Reincarnation

Tibetan Mandala
A reference was made to reincarnation in the radio journal piece referred to in yesterday's post. The piece from the excellent radio show Living on Earth reported on a science education program between a Tibetan Buddhist monastery in India and Emory University in the U.S.. 

Reincarnation is a part of Tibetan Buddhist dharma, or law. The Tibetan Book of the Dead is a how-to on avoiding reincarnation for the spiritually liberated as they are dying. By following its instruction, one may avoid coming back into this world of suffering and progress to higher spiritual evolution. It's a scary book. There are no promises of friendly dead relations coming along after the white light to guide us to heaven. There are no promises of virgins for martyrs. It's just more hard work for the Buddhist practitioner. Individual responsibility and choice does not end with death in this scheme. I like it actually.

My view is skeptical on egocentric reincarnation.

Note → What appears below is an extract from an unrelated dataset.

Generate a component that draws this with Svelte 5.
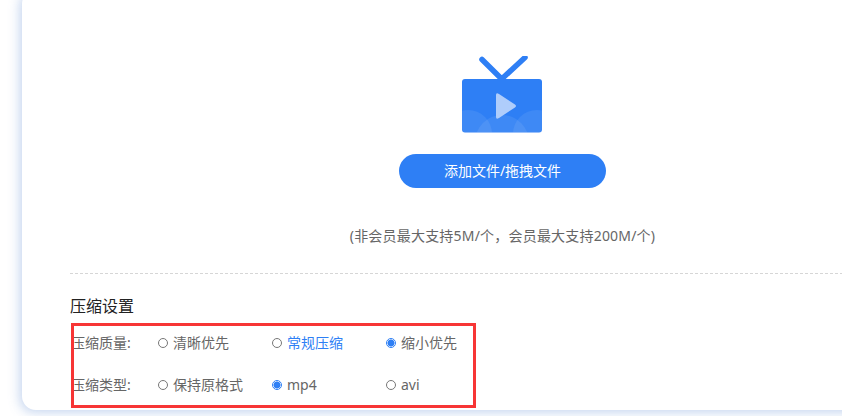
<script lang="ts">
  const groups = [
    { label: '压缩质量:', options: ['清晰优先', '常规压缩', '缩小优先'], checked: 2, hover: 1 },
    { label: '压缩类型:', options: ['保持原格式', 'mp4', 'avi'], checked: 1, hover: -1 }
  ];
</script>

<div class="page">
  <section class="card">
    <div class="upload">
      <svg class="tv" width="80" height="77" viewBox="0 0 80 77" aria-hidden="true">
        <defs>
          <clipPath id="screen"><rect x="0" y="23" width="80" height="53.5" rx="3" /></clipPath>
        </defs>
        <path d="M20 3.5 L39.7 23 L63 1.5" fill="none" stroke="#2e7ff5" stroke-width="5.5" stroke-linecap="round" stroke-linejoin="round" />
        <rect x="0" y="23" width="80" height="53.5" rx="3" fill="#2e7ff5" />
        <g clip-path="url(#screen)" fill="#fff" fill-opacity="0.08">
          <circle cx="6" cy="78" r="24" />
          <circle cx="40" cy="86" r="27" />
          <circle cx="75" cy="78" r="24" />
        </g>
        <path d="M34 39 Q34 36 37 38 L53 48.5 Q55 50 53 51.5 L37 62 Q34 64 34 61 Z" fill="#afcdfb" />
      </svg>
      <button class="add">添加文件/拖拽文件</button>
      <p class="hint">(非会员最大支持5M/个，会员最大支持200M/个)</p>
    </div>

    <div class="settings">
      <h3>压缩设置</h3>
      {#each groups as g}
        <div class="row">
          <span class="label">{g.label}</span>
          {#each g.options as opt, i}
            <label class="opt" class:hover={i === g.hover}>
              <span class="radio" class:on={i === g.checked}></span>
              {opt}
            </label>
          {/each}
        </div>
      {/each}
      <div class="mark"></div>
    </div>
  </section>
</div>

<style>
  :global(body) {
    margin: 0;
    background: #fff;
    font-family: "Noto Sans", "Noto Sans CJK SC", sans-serif;
  }

  .page {
    width: 842px;
    height: 416px;
    overflow: hidden;
    padding-left: 22px;
    box-sizing: border-box;
    background: #fff;
  }

  .card {
    width: 961px;
    height: 420px;
    margin-top: -10px;
    box-sizing: border-box;
    padding: 0 48px;
    background: #fff;
    border-radius: 14px;
    box-shadow: -2px 2px 12px rgba(110, 150, 215, 0.42);
  }

  .upload {
    display: flex;
    flex-direction: column;
    align-items: center;
    padding-top: 66px;
    height: 218px;
    background: repeating-linear-gradient(90deg, #d6d6d6 0 3px, transparent 3px 5px) bottom / 100% 1px no-repeat;
  }

  .tv {
    display: block;
    margin: 0 1px 21px 0;
  }

  .add {
    width: 207px;
    height: 34px;
    padding: 0 0 2px;
    border: 0;
    border-radius: 17px;
    background: #2e7ff5;
    color: #fff;
    font: inherit;
    font-size: 14px;
  }

  .hint {
    margin: 38px 0 0;
    font-size: 14px;
    line-height: 20px;
    letter-spacing: 0.2px;
    color: #666;
  }

  .settings {
    position: relative;
    padding-top: 21px;
  }

  h3 {
    margin: 0;
    font-size: 16px;
    font-weight: 400;
    line-height: 22px;
    color: #222;
  }

  .row {
    display: flex;
    align-items: center;
    height: 42px;
    box-sizing: border-box;
    padding-bottom: 2px;
    font-size: 14px;
    color: #666;
  }

  .row:first-of-type {
    margin-top: 5px;
  }

  .label {
    width: 88px;
    padding-left: 1px;
    box-sizing: border-box;
  }

  .opt {
    display: flex;
    align-items: center;
    gap: 5px;
    width: 114px;
  }

  .opt.hover {
    color: #2e7ff5;
  }

  .radio {
    width: 8px;
    height: 8px;
    margin-top: 2px;
    border: 1px solid #777;
    border-radius: 50%;
    background: #fff;
  }

  .radio.on {
    border-color: #2e7ff5;
    background: radial-gradient(circle, #2e7ff5 0 3.2px, #fff 3.8px);
  }

  .mark {
    position: absolute;
    left: 1px;
    top: 49px;
    width: 399px;
    height: 79px;
    border: 3px solid #f73535;
    pointer-events: none;
  }
</style>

I dislike the idea. I would not want to be cognizant of past lives on and on into eternity. Annoying reminders. Distraction from the now. I take a very different, perhaps more scientific, view of reincarnation. It is fairly simple.

We all contain the developmental components of multiple domains, kingdoms, phyla, classes, orders, families, genus, and species. The growth of each human being from one cell is a recapitulation of Earthly evolution. Perhaps our sense of living multiple existences comes from imprinted memory within the very building blocks of life itself. Those building blocks lie within us as long as we are alive. Accessing hints of that history with our frontal lobes through dream states, involuntary in sleep or induced by hypnosis, may simply be a natural process. 

Our Earth is materially a closed system, with minor intrusions by meteorites and other relatively small particles. It is an open system to energy, such as sunlight and electromagnetic forces. Materially our bodies are of the whole Earth. We inhale hydrocarbon emissions, for example. So our bodies contain atoms from dinosaurs and the first plant life, stewed by time and gravitational pressure into crude oil and natural gas. Crops grown here in Massachusetts in native soil may contain atoms from long-dead Native Americans and mammoths. There is past life in the lettuce. 

Flowery egocentric interpretations of reincarnation, like those of Shirley MacLaine some decades ago, are simply entertainment for those in a developed world where coming back from one life to drive a Cadillac in another sounds like a good time. It soothes the fearful mind which fears dying, being naturally recycled back into the ecosystem from which we and everything else come. As a meditative and reflective person, I enjoy focusing on the wonder of being so intrinsically part of this ecosystem which gave me conscious life. Compassion stems from these thoughts, since they remind me that we are all a part of the same system. None of us is an exception to this reality, no matter how wealthy or grand, impoverished or humble. In life, we are all equal.